Lake Garfield Working Group October Meeting
Lake Garfield Working Group November News The Lake Garfield Working Group (LGWG) held its monthly meeting at the Monterey Town Hall on October 15. The topic of milfoil mitigation dominated the agenda with a review of the season’s harvesting and a look towards funding for future endeavors.
To date there have been four separate sessions of mechanical weed harvesting done by diver-assisted suction harvesting (DASH) conducted by New England Aquatics. The first session, in June of 2015, paid for by the Friends of Lake Garfield, removed one-tenth of an acre of the first noticeable patch, which a survey the previous year estimated to be two and one-half acres. In 2016 an alarming growth of milfoil raised the question as to whether the use of milfoil-targeting herbicide, used in other local lakes, would prove more cost effective. Out of a desire to avoid the use of herbicides as well as the costly maintenance of weed control incurred by the Lake Buel Tax District, $50,000 was appropriated by town vote for continued mechanical harvesting.

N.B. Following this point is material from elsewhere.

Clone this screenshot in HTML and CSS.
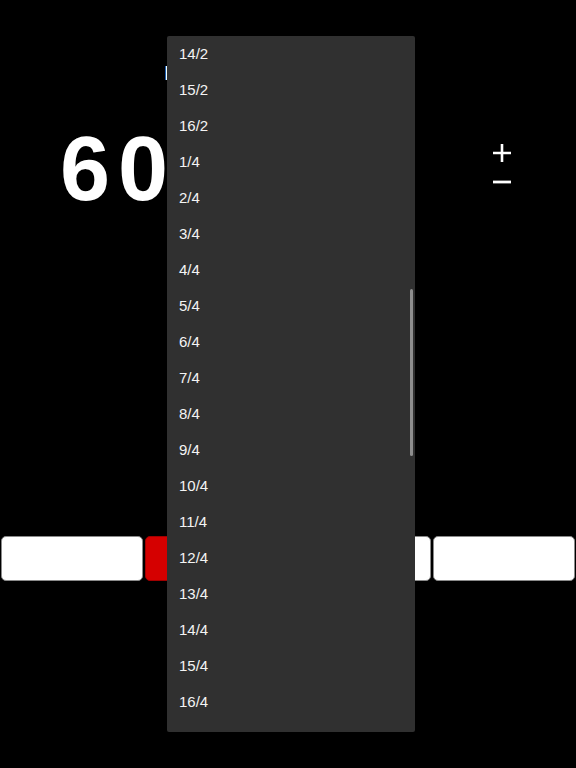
FILE: index.html
```html
<!DOCTYPE html>
<html>
<head>
<meta charset="utf-8">
<link rel="stylesheet" href="styles.css">
</head>
<body>
<main class="app">
  <div class="label">BPM</div>
  <div class="tempo-row">
    <div class="tempo">60</div>
    <div class="steppers">
      <svg class="step" width="18" height="18" viewBox="0 0 18 18"><path d="M9 0V18M0 9H18" stroke="#fff" stroke-width="2.6" fill="none"/></svg>
      <svg class="step minus" width="18" height="6" viewBox="0 0 18 6"><path d="M0 3H18" stroke="#fff" stroke-width="2.8" fill="none"/></svg>
    </div>
  </div>
  <div class="buttons">
    <div class="cell"><div class="btn"></div></div>
    <div class="cell"><div class="btn red"></div></div>
    <div class="cell"><div class="btn"></div></div>
    <div class="cell"><div class="btn"></div></div>
  </div>
</main>
<div class="menu">
  <ul class="list">
    <li>14/2</li><li>15/2</li><li>16/2</li>
    <li>1/4</li><li>2/4</li><li>3/4</li><li>4/4</li><li>5/4</li><li>6/4</li><li>7/4</li><li>8/4</li>
    <li>9/4</li><li>10/4</li><li>11/4</li><li>12/4</li><li>13/4</li><li>14/4</li><li>15/4</li><li>16/4</li><li>17/4</li>
  </ul>
  <div class="thumb"></div>
</div>
</body>
</html>
```
FILE: styles.css
```css
html, body {
  margin: 0;
  padding: 0;
  background: #000;
  height: 768px;
  overflow: hidden;
}
body {
  font-family: "Liberation Sans", Arial, sans-serif;
  color: #fff;
}
.app {
  padding-top: 61px;
}
.label {
  padding-left: 164px;
  font-size: 21px;
  line-height: 24px;
  height: 24px;
  white-space: nowrap;
}
.tempo-row {
  margin-top: 38px;
  height: 93px;
  display: flex;
}
.tempo {
  padding-left: 60px;
  font-size: 90px;
  font-weight: bold;
  line-height: 92px;
  letter-spacing: 8px;
  width: 300px;
}
.steppers {
  margin-left: 133px;
  padding-top: 21px;
  display: flex;
  flex-direction: column;
}
.step { display: block; }
.minus { margin-top: 17px; }
.buttons {
  margin-top: 320px;
  display: grid;
  grid-template-columns: repeat(4, 144px);
}
.cell {
  padding: 0 1px;
}
.btn {
  height: 43px;
  background: #fff;
  border: 1px solid #8a8a8a;
  border-radius: 5px;
}
.btn.red {
  background: #d50000;
  border-color: #a00000;
}
.menu {
  position: absolute;
  left: 167px;
  top: 36px;
  width: 248px;
  height: 696px;
  background: #303030;
  border-radius: 2px;
  overflow: hidden;
}
.list {
  list-style: none;
  margin: 0;
  padding: 0;
}
.list li {
  height: 36px;
  line-height: 36px;
  padding-left: 12px;
  font-size: 15px;
  color: #f4f4f4;
}
.thumb {
  position: absolute;
  left: 243px;
  top: 253px;
  width: 3px;
  height: 167px;
  background: #8e8e8e;
  border-radius: 2px;
}
```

A significant reduction in the patches of milfoil in 2017, possibly due to milfoil eating weevils introduced in prior years, brought welcome relief. That September, following the growing season at the time of least growth, 341 ten-gallon bags of milfoil were harvested and delivered to Gould Farm for composting over the course of thirteen days, at the cost of $22,000. This year, jumping ahead of the growing season, the first DASH session was in early May, paid for with $15,000 previously budgeted by the select board. Currently, as we come to the close of the 2018 season, the report from New England Aquatics indicates that starting September 19, seventy hours of DASH was conducted in two acres over the course of ten days to remove 682 ten-gallon bags of milfoil from the densest patch located north of the narrows, paid for with the remainder of the original $50,000. The full report from New England Aquatics will be available on the town website under the “Departments/ Lake Garfield” page.
Recognizing that the continued growth of milfoil will be as constant as the weeds of a garden, the LGWG is currently attempting to define the costs and benefits of controlling this invasive plant at the same time as we look to help the town determine how these efforts can best be funded.
An additional item on the LGWG October agenda concerned the matching grant submitted by the town to the Massachusetts Department of Environmental Protection for the funding of a surface water catchment to mitigate phosphorous runoff into the lake. On October 19 we were informed that the MA DEP had not awarded us the grant, but that they would be conducting a meeting at 2 p.m., November 19, to inform us how best to resubmit the grant for next year.
The next LGWG meeting will be held on Monday, November 19, at 7 p.m., at the town hall, and we encourage all interested parties to attend.